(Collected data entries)
————

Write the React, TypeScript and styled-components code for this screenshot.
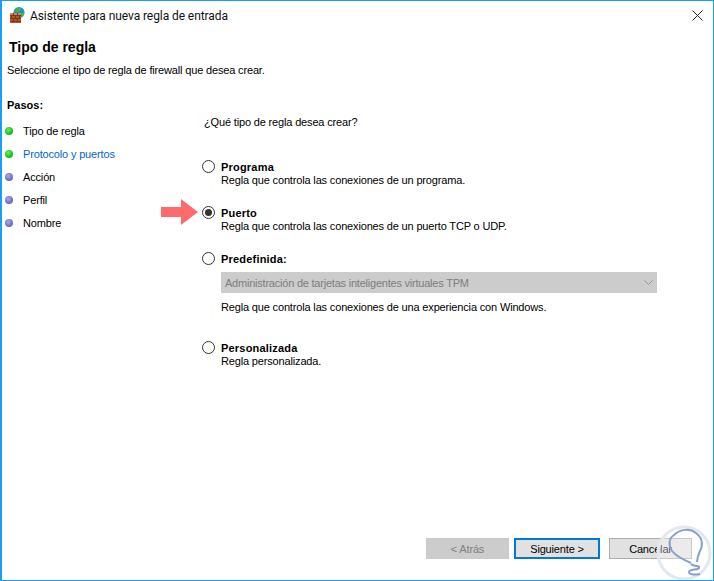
import React from 'react';
import styled, { createGlobalStyle } from 'styled-components';

const GlobalStyle = createGlobalStyle`
  html, body {
    margin: 0;
    padding: 0;
    background: #fff;
  }
  body {
    font-family: "Liberation Sans", Arial, sans-serif;
    font-size: 11px;
    letter-spacing: -0.16px;
    color: #000;
  }
`;

const Window = styled.div`
  position: relative;
  box-sizing: border-box;
  width: 714px;
  height: 581px;
  display: flex;
  flex-direction: column;
  overflow: hidden;
  background: #fff;
  border: 1px solid #18a0f0;
  border-left-width: 2px;
`;

const TitleBar = styled.div`
  display: flex;
  align-items: center;
  height: 30px;
  padding: 0 10px 0 8px;
  flex-shrink: 0;
`;

const TitleIcon = styled.svg`
  margin-bottom: 2px;
`;

const TitleText = styled.span`
  margin-left: 4px;
  flex: 1;
  font-family: Roboto, sans-serif;
  font-size: 12px;
  letter-spacing: -0.08px;
  color: #111;
`;

const CloseIcon = styled.svg`
  margin-bottom: 2px;
`;

const Header = styled.header`
  padding: 7px 0 0 5px;
  height: 48px;
  flex-shrink: 0;
`;

const Heading = styled.h1`
  margin: 0 0 6px 2px;
  font-size: 14px;
  line-height: 18px;
  font-weight: 700;
  letter-spacing: 0;
`;

const Description = styled.p`
  margin: 0;
  line-height: 17px;
`;

const Body = styled.div`
  flex: 1;
  display: grid;
  grid-template-columns: 189px 1fr;
  min-height: 0;
`;

const StepsPane = styled.nav`
  padding: 11px 0 0 5px;
`;

const StepsTitle = styled.div`
  font-weight: 700;
  line-height: 17px;
  margin-bottom: 5px;
  letter-spacing: 0;
`;

const StepList = styled.ul`
  list-style: none;
  margin: 0;
  padding: 0;
`;

const StepItem = styled.li<{ $active?: boolean }>`
  display: flex;
  align-items: center;
  height: 23px;
  gap: 10px;
  color: ${(p) => (p.$active ? '#0066cc' : '#000')};
`;

const StepDot = styled.span<{ $done?: boolean }>`
  width: 8px;
  height: 8px;
  margin-left: -2px;
  border-radius: 50%;
  background: ${(p) =>
    p.$done
      ? 'radial-gradient(circle at 40% 35%, #66ee66, #10c010 65%, #0a9a0a)'
      : 'radial-gradient(circle at 40% 35%, #a8a8ee, #6a6ac8 65%, #5555aa)'};
`;

const MainPane = styled.main`
  padding: 28px 56px 0 11px;
`;

const Question = styled.div`
  margin: 0 0 28px 2px;
  line-height: 17px;
`;

const OptionBlock = styled.div<{ $gap: number }>`
  margin-bottom: ${(p) => p.$gap}px;
`;

const OptionRow = styled.div`
  position: relative;
  display: flex;
  align-items: center;
  height: 15px;
  gap: 6px;
`;

const Radio = styled.span<{ $checked?: boolean }>`
  position: relative;
  box-sizing: border-box;
  width: 13px;
  height: 13px;
  border: 1px solid #333;
  border-radius: 50%;
  background: #fff;
  flex-shrink: 0;
  &::after {
    content: '';
    display: ${(p) => (p.$checked ? 'block' : 'none')};
    position: absolute;
    inset: 2px;
    border-radius: 50%;
    background: #333;
  }
`;

const OptionLabel = styled.span`
  font-weight: 700;
  letter-spacing: 0.2px;
`;

const OptionHint = styled.div`
  margin: -1px 0 0 19px;
  line-height: 15px;
`;

const DisabledSelect = styled.div`
  display: flex;
  align-items: center;
  justify-content: space-between;
  box-sizing: border-box;
  height: 21px;
  width: 436px;
  margin: 6px 0 8px 19px;
  padding: 0 4px;
  background: #cccccc;
  color: #7d7d7d;
  letter-spacing: -0.22px;
`;

const PointerArrow = styled.svg`
  position: absolute;
  left: -41px;
  top: -6px;
`;

const Footer = styled.footer`
  display: flex;
  justify-content: flex-end;
  align-items: center;
  height: 21px;
  flex-shrink: 0;
  padding: 0 21px 21px 0;
  gap: 5px;
`;

const WizardButton = styled.button<{ $primary?: boolean }>`
  box-sizing: border-box;
  height: 21px;
  width: ${(p) => (p.$primary ? '86px' : '83px')};
  margin-right: ${(p) => (p.$primary ? '4px' : '0')};
  padding: 0;
  font-family: inherit;
  font-size: 11px;
  letter-spacing: inherit;
  color: #000;
  background: #e1e1e1;
  border: ${(p) => (p.$primary ? '2px solid #0078d7' : '1px solid #adadad')};
  &:disabled {
    background: #cccccc;
    border-color: #cccccc;
    color: #808080;
  }
`;

const Watermark = styled.svg`
  position: absolute;
  right: 1px;
  bottom: -1px;
  pointer-events: none;
`;

const FirewallIcon = () => (
  <TitleIcon width="16" height="16" viewBox="0 0 16 16">
    <circle cx="9" cy="5.500" r="5.500" fill="#1f8fd6" />
    <path d="M5 3c1.500-2 4-2.500 5.500-1.500S9 5 7 5 4.500 4 5 3z" fill="#3fb54a" />
    <path d="M11 6c1-.5 2.500-.7 3.500-.3-.2 2-1 3.300-2.500 4z" fill="#46b84f" />
    <rect x="0" y="6" width="11" height="10" fill="#b5562a" />
    <rect x="0" y="6" width="11" height="2" fill="#d8893f" />
    <path
      d="M0 8.500h11M0 11.500h11M0 14.500h11M3.500 6v2.500M7.500 6v2.500M1.500 8.500v3M5.500 8.500v3M9.500 8.500v3M3.500 11.500v3M7.500 11.500v3"
      stroke="#7a3a1a"
      strokeWidth="1"
      fill="none"
    />
  </TitleIcon>
);

const steps = [
  { label: 'Tipo de regla', done: true },
  { label: 'Protocolo y puertos', done: true, active: true },
  { label: 'Acción' },
  { label: 'Perfil' },
  { label: 'Nombre' },
];

const App: React.FC = () => {
  return (
    <Window>
      <GlobalStyle />
      <TitleBar>
        <FirewallIcon />
        <TitleText>Asistente para nueva regla de entrada</TitleText>
        <CloseIcon width="11" height="11" viewBox="0 0 11 11">
          <path d="M.5.5l10 10M10.500.5l-10 10" stroke="#222" strokeWidth="1" fill="none" />
        </CloseIcon>
      </TitleBar>
      <Header>
        <Heading>Tipo de regla</Heading>
        <Description>Seleccione el tipo de regla de firewall que desea crear.</Description>
      </Header>
      <Body>
        <StepsPane>
          <StepsTitle>Pasos:</StepsTitle>
          <StepList>
            {steps.map((step) => (
              <StepItem key={step.label} $active={step.active}>
                <StepDot $done={step.done} />
                {step.label}
              </StepItem>
            ))}
          </StepList>
        </StepsPane>
        <MainPane>
          <Question>¿Qué tipo de regla desea crear?</Question>
          <OptionBlock $gap={17}>
            <OptionRow>
              <Radio />
              <OptionLabel>Programa</OptionLabel>
            </OptionRow>
            <OptionHint>Regla que controla las conexiones de un programa.</OptionHint>
          </OptionBlock>
          <OptionBlock $gap={17}>
            <OptionRow>
              <PointerArrow width="37" height="26" viewBox="0 0 37 26">
                <path d="M0 8h20V0l17 13-17 13v-8H0z" fill="#ff6b6b" />
              </PointerArrow>
              <Radio $checked />
              <OptionLabel>Puerto</OptionLabel>
            </OptionRow>
            <OptionHint>Regla que controla las conexiones de un puerto TCP o UDP.</OptionHint>
          </OptionBlock>
          <OptionBlock $gap={25}>
            <OptionRow>
              <Radio />
              <OptionLabel>Predefinida:</OptionLabel>
            </OptionRow>
            <DisabledSelect>
              Administración de tarjetas inteligentes virtuales TPM
              <svg width="9" height="5" viewBox="0 0 9 5">
                <path d="M.5.5l4 4 4-4" stroke="#999" strokeWidth="1" fill="none" />
              </svg>
            </DisabledSelect>
            <OptionHint>Regla que controla las conexiones de una experiencia con Windows.</OptionHint>
          </OptionBlock>
          <OptionBlock $gap={0}>
            <OptionRow>
              <Radio />
              <OptionLabel>Personalizada</OptionLabel>
            </OptionRow>
            <OptionHint>Regla personalizada.</OptionHint>
          </OptionBlock>
        </MainPane>
      </Body>
      <Footer>
        <WizardButton disabled>&lt; Atrás</WizardButton>
        <WizardButton $primary>Siguiente &gt;</WizardButton>
        <WizardButton>Cancelar</WizardButton>
      </Footer>
      <Watermark width="56" height="56" viewBox="0 0 56 56">
        <circle cx="28" cy="28" r="26" fill="#ffffff" fillOpacity="0.35" stroke="#e3e8ef" strokeWidth="3" />
        <path
          d="M35 38C28 35 20 31 16 26 12 20 13 13 18 10 24 4 34 3 40 8 47 13 47 21 44 26 42 30 41 33 41 37"
          fill="none"
          stroke="#86a0cc"
          strokeWidth="2"
        />
        <path d="M35 39C38 42 44 40 43 43 42 45 33 44 33 47 33 50 40 50 44 49" fill="none" stroke="#86a0cc" strokeWidth="2" />
      </Watermark>
    </Window>
  );
};

export default App;
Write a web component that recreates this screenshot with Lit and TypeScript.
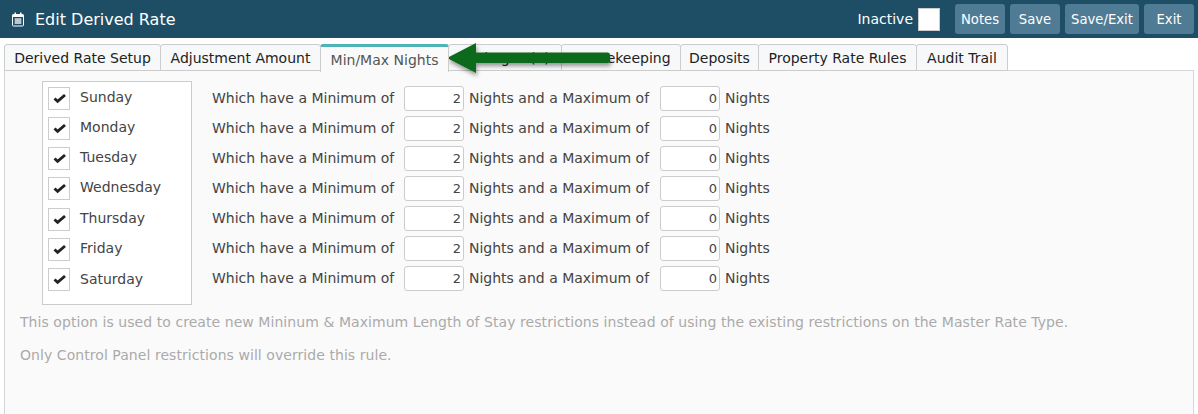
import { LitElement, html, css, svg } from "lit";
import { customElement } from "lit/decorators.js";

const days = ["Sunday", "Monday", "Tuesday", "Wednesday", "Thursday", "Friday", "Saturday"];
const tabs: [string, number][] = [["Derived Rate Setup", 157], ["Adjustment Amount", 161], ["Min/Max Nights", 129], ["Packages (1)", 114], ["Housekeeping", 120], ["Deposits", 79], ["Property Rate Rules", 159], ["Audit Trail", 92]];

@customElement("app-root")
export class AppRoot extends LitElement {
  static styles = css`
    :host { display: block; height: 414px; overflow: hidden; background: #fff; position: relative; font-family: "DejaVu Sans", Verdana, sans-serif; font-size: 14px; color: #333; }
    .header { height: 38px; background: #1d4e66; display: flex; align-items: center; color: #fff; padding: 0 4px 0 11px; box-sizing: border-box; }
    .cal { width: 14px; height: 15px; margin-right: 10px; }
    .title { font-size: 16px; flex: 1; }
    .inactive { font-size: 14px; margin-right: 5px; }
    .ibox { width: 22px; height: 23px; background: #fff; border: 1px solid #ccc; box-sizing: border-box; margin-right: 10px; }
    .btn { height: 30px; background: #4f7c94; border-radius: 3px; font-size: 13.2px; display: flex; align-items: center; justify-content: center; margin-left: 5px; color: #fff; }
    .tabs { display: flex; padding: 5px 0 0 4px; height: 33px; box-sizing: border-box; align-items: flex-end; position: relative; }
    .tab { height: 27px; box-sizing: border-box; border: 1px solid #ccc; border-radius: 3px 3px 0 0; background: #f7f8fa; color: #222; justify-content: center; display: flex; align-items: center; white-space: nowrap; margin-right: -1px; }
    .tab.active { height: 28px; background: #fafafa; color: #555; border-top: 3px solid #4fb3b8; border-bottom: none; position: relative; z-index: 1; margin-bottom: -1px; padding-top: 1px; }
    .panel { margin: -1px 0 0 4px; width: 1190px; height: 346px; box-sizing: border-box; border: 1px solid #d4d6dc; background: #fafafa; padding: 10px 0 0 37px; }
    .top { display: flex; }
    .days { width: 150px; height: 224px; background: #fff; border: 1px solid #ccc; box-sizing: border-box; padding: 5px 0 0 5px; }
    .day { height: 30px; display: flex; }
    .day:nth-child(4) { height: 31px; }
    .day:nth-child(7) .dayname { padding-top: 1px; }
    .check { width: 22px; height: 23px; box-sizing: border-box; border: 1px solid #ccc; background: #fff; }
    .check svg { display: block; width: 20px; height: 21px; }
    .dayname { margin-left: 10px; line-height: 21px; color: #444; }
    .rows { margin-left: 20px; padding-top: 2px; }
    .row { height: 30px; display: flex; align-items: center; white-space: nowrap; color: #444; }
    .w1 { width: 192px; }
    .input { width: 60px; height: 25px; box-sizing: border-box; border: 1px solid #ccc; border-radius: 3px; background: #fff; text-align: right; padding-right: 2px; line-height: 23px; font-size: 13px; color: #444; }
    .w2 { width: 196px; padding-left: 5px; box-sizing: border-box; }
    .nights { margin-left: 5px; }
    .note { color: #aaa; margin: 9px 0 0 -22px; line-height: 17px; letter-spacing: .06px; white-space: nowrap; }
    .note + .note { margin-top: 16px; }
    .arrow { position: absolute; left: 444px; top: 40px; width: 175px; height: 46px; }
  `;

  render() {
    return html`
      <div class="header">
        <svg class="cal" viewBox="0 0 14 15" fill="none"><rect x="1.5" y="2.5" width="11" height="11.5" rx="1" stroke="#fff"/><rect x="1.5" y="2.5" width="11" height="2.5" fill="#fff"/><rect x="3.5" y="0.5" width="1.5" height="3" fill="#fff"/><rect x="9" y="0.5" width="1.5" height="3" fill="#fff"/><path d="M3.5 7h7M3.5 9h7M3.5 11h7M5 6.5v5.5M7 6.5v5.5M9 6.5v5.5" stroke="#fff" stroke-width=".9"/></svg>
        <div class="title">Edit Derived Rate</div>
        <div class="inactive">Inactive</div>
        <div class="ibox"></div>
        ${[["Notes", 50], ["Save", 50], ["Save/Exit", 74], ["Exit", 50]].map(([t, w]) => html`<div class="btn" style="width:${w}px">${t}</div>`)}
      </div>
      <div class="tabs">
        ${tabs.map(([t, w]) => html`<div class="tab ${t === "Min/Max Nights" ? "active" : ""}" style="width:${w}px">${t}</div>`)}
      </div>
      <div class="panel">
        <div class="top">
          <div class="days">
            ${days.map((d) => html`<div class="day"><div class="check"><svg viewBox="0 0 20 21"><path d="M5.5 10.5 8.6 13.3 16 7" fill="none" stroke="#222" stroke-width="2.9"/></svg></div><div class="dayname">${d}</div></div>`)}
          </div>
          <div class="rows">
            ${days.map(() => html`<div class="row"><div class="w1">Which have a Minimum of</div><div class="input">2</div><div class="w2">Nights and a Maximum of</div><div class="input">0</div><div class="nights">Nights</div></div>`)}
          </div>
        </div>
        <div class="note">This option is used to create new Mininum &amp; Maximum Length of Stay restrictions instead of using the existing restrictions on the Master Rate Type.</div>
        <div class="note">Only Control Panel restrictions will override this rule.</div>
      </div>
      <svg class="arrow" viewBox="0 0 175 46">
        <defs><filter id="s" x="-10%" y="-30%" width="120%" height="170%"><feDropShadow dx="1" dy="3" stdDeviation="2" flood-color="#000" flood-opacity=".4"/></filter></defs>
        ${svg`<path d="M3 18 32 3V12.5H164Q166 12.5 166 15V20.5Q166 23 164 23H32V33Z" fill="#0f6b1c" filter="url(#s)"/>`}
      </svg>
    `;
  }
}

————

**What the exercise asks**. Omit all pictures, then copy the lines between the ones holding "Write a web" and "const tabs: [string, number][]", inclusive.

**Complete answer**.
Write a web component that recreates this screenshot with Lit and TypeScript.
import { LitElement, html, css, svg } from "lit";
import { customElement } from "lit/decorators.js";

const days = ["Sunday", "Monday", "Tuesday", "Wednesday", "Thursday", "Friday", "Saturday"];
const tabs: [string, number][] = [["Derived Rate Setup", 157], ["Adjustment Amount", 161], ["Min/Max Nights", 129], ["Packages (1)", 114], ["Housekeeping", 120], ["Deposits", 79], ["Property Rate Rules", 159], ["Audit Trail", 92]];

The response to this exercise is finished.